As the software producer is the only one who can definitively say if a particular vulnerability is, in fact, relevant to a particular version of the product, they are the only ones who can add and modify advisories on their own products. The software producer’s judgment in this regard is final and non-contestable. The decision on who to share this information with is the software producer’s prerogative as well.
Since the full history of the product’s builds, SBOMs, and security information is saved by Scribe, users can easily request and get this information for any version they might be using throughout the entire software life cycle.
Conclusion
Remember that any decent scan these days of a software product would produce hundreds if not thousands of possible vulnerabilities. Most people cannot deal with such a number. Alert fatigue sets in and the number of vulnerabilities becomes just that – a number.
The possibility of reducing the number of detected problems to a manageable amount would be a boon to software producers and users. The aim is to only focus on the real problems so that the software producer would be able to patch and remediate them as soon as possible.

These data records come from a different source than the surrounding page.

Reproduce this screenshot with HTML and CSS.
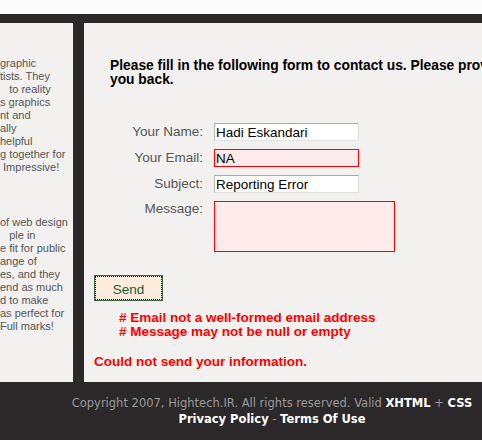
FILE: index.html
```html
<!DOCTYPE html>
<html>
<head>
<meta charset="utf-8">
<title>Contact Us</title>
<link rel="stylesheet" href="styles.css">
</head>
<body>
<div class="page">
  <div class="cols">
    <div class="side">
      <p class="quote">graphic<br>tists. They<br>&nbsp;&nbsp;&nbsp;to reality<br>s graphics<br>nt and<br>ally<br>helpful<br>g together for<br>&nbsp;Impressive!</p>
      <p class="quote">of web design<br>&nbsp;&nbsp;&nbsp;ple in<br>e fit for public<br>ange of<br>es, and they<br>end as much<br>d to make<br>as perfect for<br>Full marks!</p>
    </div>
    <div class="main">
      <h2 class="intro">Please fill in the following form to contact us. Please provide correct information so we can call<br>you back.</h2>
      <form class="contact">
        <label class="lbl" for="name">Your Name:</label>
        <input class="field" id="name" type="text" value="Hadi Eskandari">
        <label class="lbl" for="email">Your Email:</label>
        <input class="field bad" id="email" type="text" value="NA">
        <label class="lbl" for="subject">Subject:</label>
        <input class="field" id="subject" type="text" value="Reporting Error">
        <label class="lbl lbl-top" for="message">Message:</label>
        <textarea class="msg bad" id="message"></textarea>
      </form>
      <button class="send" type="button">Send</button>
      <ul class="errors">
        <li>Email not a well-formed email address</li>
        <li>Message may not be null or empty</li>
      </ul>
      <p class="fail">Could not send your information.</p>
    </div>
  </div>
  <div class="footer">
    <p class="copy">Copyright 2007, Hightech.IR. All rights reserved. Valid <a href="#">XHTML</a> + <a href="#">CSS</a></p>
    <p class="copy"><a href="#">Privacy Policy</a> - <a href="#">Terms Of Use</a></p>
  </div>
</div>
</body>
</html>
```

FILE: styles.css
```css
html, body {
  margin: 0;
  padding: 0;
  overflow: hidden;
  background: #fcfcfc;
}

.page {
  margin-top: 14px;
  margin-left: -110px;
  width: 764px;
  padding-top: 9px;
  background: #2a2828;
  font-family: "Liberation Sans", Arial, sans-serif;
}

.cols {
  display: flex;
  gap: 11px;
  height: 359px;
}

.side {
  width: 183px;
  background: #f2f1ef;
  padding: 34px 0 0 110px;
  box-sizing: border-box;
  overflow: hidden;
}

.quote {
  margin: 0 0 42px;
  font-size: 11px;
  line-height: 13px;
  color: #555;
  white-space: nowrap;
}

.main {
  flex: 1;
  background: #f2f1ef;
  padding: 36px 0 0 10px;
  overflow: hidden;
}

.intro {
  margin: 0 0 0 16px;
  font-size: 13.8px;
  line-height: 14px;
  font-weight: bold;
  color: #000;
  white-space: nowrap;
}

.contact {
  display: grid;
  grid-template-columns: 93px auto;
  justify-content: start;
  column-gap: 11px;
  row-gap: 8px;
  margin: 36px 0 0 16px;
}

.lbl {
  text-align: right;
  font-size: 13.5px;
  line-height: 18px;
  color: #555;
}

.lbl-top {
  align-self: start;
  line-height: 16px;
}

.field {
  box-sizing: border-box;
  width: 145px;
  height: 18px;
  margin: 0;
  padding: 0 1px;
  font-family: "Liberation Sans", Arial, sans-serif;
  font-size: 13.5px;
  color: #000;
  background: #fff;
  border: 1px solid;
  border-color: #a9a9a9 #dedede #e3e3e3 #b5b5b5;
}

.msg {
  box-sizing: border-box;
  width: 181px;
  height: 51px;
  margin: 0;
  padding: 1px;
  resize: none;
  font-family: "Liberation Sans", Arial, sans-serif;
  font-size: 13.5px;
}

.bad {
  border: 1px solid #f00;
  background: #fdeaea;
}

.send {
  display: block;
  box-sizing: border-box;
  width: 69px;
  height: 26px;
  margin: 23px 0 0;
  padding: 3px 0 0;
  background: #fdecdc;
  border: 1px solid #3b6a3e;
  outline: 1px dotted #000;
  outline-offset: -2px;
  color: #1a5a3a;
  font-family: "Liberation Sans", Arial, sans-serif;
  font-size: 13.5px;
}

.errors {
  list-style: none;
  margin: 10px 0 0;
  padding: 0 0 0 25px;
  font-size: 13.5px;
  line-height: 14px;
  font-weight: bold;
  color: #f00;
}

.errors li::before {
  content: "# ";
}

.fail {
  margin: 16px 0 0;
  font-size: 13.5px;
  line-height: 14px;
  font-weight: bold;
  color: #f00;
}

.footer {
  height: 58px;
  padding-top: 13px;
  box-sizing: border-box;
  text-align: center;
}

.copy {
  margin: 0;
  font-family: "DejaVu Sans", Verdana, sans-serif;
  font-size: 11.5px;
  line-height: 16px;
  color: #9a9a9a;
}

.copy a {
  color: #fff;
  font-weight: bold;
  text-decoration: none;
}
```
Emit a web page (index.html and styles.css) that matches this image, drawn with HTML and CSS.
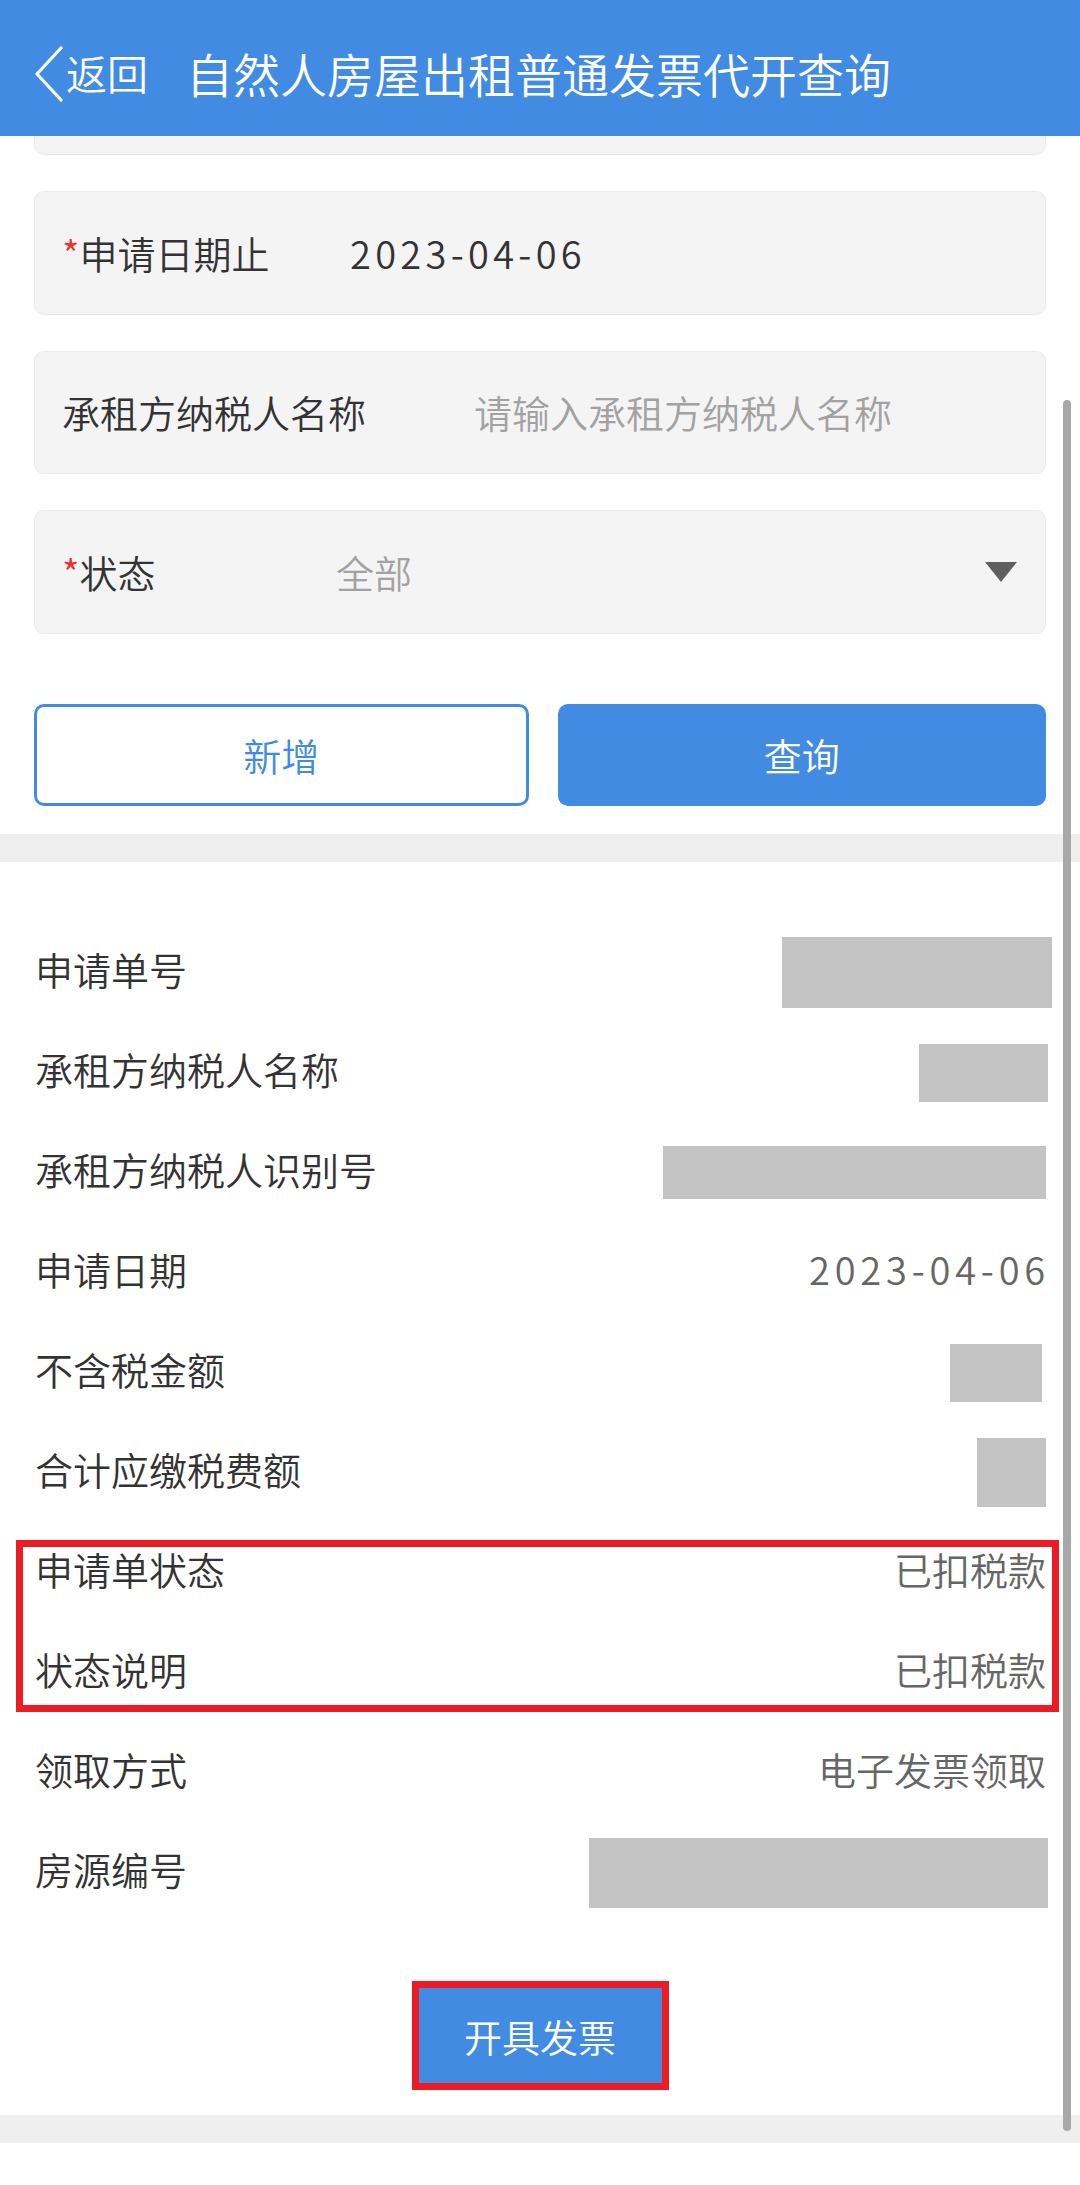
FILE: index.html
```html
<!DOCTYPE html>
<html lang="zh-CN">
<head>
<meta charset="utf-8">
<title>自然人房屋出租普通发票代开查询</title>
<link rel="stylesheet" href="styles.css">
</head>
<body>
<div class="page">
  <header class="topbar">
    <a class="back">
      <svg class="back-icon" viewBox="0 0 30 56" width="30" height="56"><polyline points="27,2 3,28 27,54" fill="none" stroke="#fff" stroke-width="3.2" stroke-linecap="round" stroke-linejoin="round"/></svg>
      <span class="back-text">返回</span>
    </a>
    <h1 class="title">自然人房屋出租普通发票代开查询</h1>
  </header>

  <section class="form">
    <div class="field field--cut"></div>
    <div class="field">
      <span class="label label--date"><i class="req">*</i>申请日期止</span>
      <span class="value date">2023-04-06</span>
    </div>
    <div class="field">
      <span class="label label--name">承租方纳税人名称</span>
      <span class="placeholder">请输入承租方纳税人名称</span>
    </div>
    <div class="field">
      <span class="label label--status"><i class="req">*</i>状态</span>
      <span class="placeholder">全部</span>
      <span class="caret"></span>
    </div>
  </section>

  <div class="actions">
    <button class="btn btn--outline">新增</button>
    <button class="btn btn--primary">查询</button>
  </div>

  <div class="band"></div>

  <section class="detail">
    <div class="row"><span class="row-label">申请单号</span><span class="mask" style="width:270px;height:71px;margin-right:-6px"></span></div>
    <div class="row"><span class="row-label">承租方纳税人名称</span><span class="mask" style="width:129px;height:58px;margin-right:-2px"></span></div>
    <div class="row"><span class="row-label">承租方纳税人识别号</span><span class="mask" style="width:383px;height:53px"></span></div>
    <div class="row"><span class="row-label">申请日期</span><span class="row-value date">2023-04-06</span></div>
    <div class="row"><span class="row-label">不含税金额</span><span class="mask" style="width:92px;height:58px;margin-right:4px"></span></div>
    <div class="row"><span class="row-label">合计应缴税费额</span><span class="mask" style="width:69px;height:69px"></span></div>
    <div class="row-group">
      <div class="row"><span class="row-label">申请单状态</span><span class="row-value">已扣税款</span></div>
      <div class="row"><span class="row-label">状态说明</span><span class="row-value">已扣税款</span></div>
      <div class="highlight"></div>
    </div>
    <div class="row"><span class="row-label">领取方式</span><span class="row-value">电子发票领取</span></div>
    <div class="row"><span class="row-label">房源编号</span><span class="mask" style="width:459px;height:70px;margin-right:-2px"></span></div>
    <div class="issue-wrap">
      <button class="issue-btn">开具发票</button>
    </div>
  </section>

  <div class="band band--bottom"></div>

  <div class="scroll-indicator"></div>
</div>
</body>
</html>
```

FILE: styles.css
```css
* {
  box-sizing: border-box;
  margin: 0;
  padding: 0;
}

html,
body {
  background: #fff;
}

body {
  width: 1080px;
  font-family: "Noto Sans CJK SC", "Noto Sans", sans-serif;
  font-weight: 350;
  color: #333;
}

.page {
  position: relative;
  width: 1080px;
  min-height: 2185px;
}

/* header */
.topbar {
  height: 136px;
  background: #428be2;
  color: #fff;
  display: flex;
  align-items: center;
  padding: 8px 0 0 34px;
}

.back {
  display: flex;
  align-items: center;
  color: #fff;
  text-decoration: none;
}

.back-icon {
  display: block;
  width: 30px;
  height: 56px;
  margin-top: 4px;
}

.back-text {
  font-size: 41px;
  line-height: 1;
  margin-left: 2px;
}

.title {
  font-size: 47px;
  font-weight: 350;
  line-height: 1;
  margin-left: 38px;
}

/* search form */
.form {
  display: flex;
  flex-direction: column;
  gap: 36px;
  padding: 0 34px;
}

.field {
  height: 123.5px;
  background: #f4f4f4;
  border: 1px solid #ebebeb;
  border-radius: 10px;
  display: flex;
  align-items: center;
  padding: 0 28px 0 27px;
  font-size: 38px;
  line-height: 1;
}

.field--cut {
  height: 19px;
  border-top: 0;
  border-radius: 0 0 10px 10px;
}

.label {
  flex: none;
  color: #333;
}

.label--date {
  width: 288px;
}

.label--name {
  width: 412px;
}

.label--status {
  width: 274px;
}

.req {
  font-style: normal;
  color: #e8302c;
}

.value {
  color: #333;
}

.placeholder {
  color: #a2a2a2;
}

.date {
  letter-spacing: 4.3px;
}

.caret {
  margin-left: auto;
  width: 0;
  height: 0;
  border-left: 16.5px solid transparent;
  border-right: 16.5px solid transparent;
  border-top: 20px solid #5f5f5f;
}

/* buttons */
.actions {
  display: flex;
  gap: 29px;
  padding: 0 34px;
  margin-top: 70px;
}

.btn {
  flex: 1;
  height: 102px;
  border-radius: 10px;
  font-family: inherit;
  font-weight: 350;
  font-size: 38px;
  display: flex;
  align-items: center;
  justify-content: center;
}

.btn--outline {
  border: 3px solid #428be2;
  background: #fff;
  color: #428be2;
}

.btn--primary {
  border: 0;
  background: #428be2;
  color: #fff;
}

.band {
  height: 28px;
  background: #efefef;
  margin-top: 28px;
}

/* detail list */
.detail {
  padding-top: 61px;
}

.row {
  height: 100px;
  display: flex;
  align-items: center;
  justify-content: space-between;
  padding: 0 34px 0 35px;
  font-size: 38px;
  line-height: 1;
}

.row-label,
.row-value {
  display: block;
  padding-bottom: 8px;
}

.row-label {
  color: #333;
}

.row-value {
  color: #666;
}

.row-value.date {
  letter-spacing: 4.8px;
  margin-right: -4px;
}

.mask {
  display: block;
  background: #c3c3c3;
}

.row-group {
  position: relative;
}

.highlight {
  position: absolute;
  top: 17px;
  left: 16px;
  width: 1043px;
  height: 172px;
  border: 7px solid #ed1c24;
  pointer-events: none;
}

.issue-wrap {
  display: flex;
  justify-content: center;
  padding-top: 65px;
}

.issue-btn {
  width: 243px;
  height: 95px;
  border: 0;
  background: #428be2;
  color: #fff;
  font-family: inherit;
  font-weight: 350;
  font-size: 38px;
  outline: 7px solid #ed1c24;
}

.band--bottom {
  margin-top: 32px;
}

.scroll-indicator {
  position: absolute;
  top: 400px;
  left: 1063px;
  width: 8px;
  height: 1731px;
  border-radius: 4px;
  background: #a8a8a8;
}
```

Automated tools, like Scribe offer an easy way to see only the relevant vulnerabilities for each of your projects and builds, information that you can easily share, making the mountain of vulnerabilities significantly smaller and much more manageable.
An important caveat though is that this future, where we can easily see and respond only to the relevant vulnerabilities, would not be possible without the active participation of the open-source community. Most code these days is comprised of significant amounts of open-source software so we need the maintainers and developers of such libraries to take part in the discovery and remediation of the exploitable vulnerabilities plaguing their code.
The problem of relevant, exploitable vulnerabilities is not going away so it behooves us all to find the most efficient, cost-effective way to get the answer to the question: ‘is my version of this software exploitable to this vulnerability’.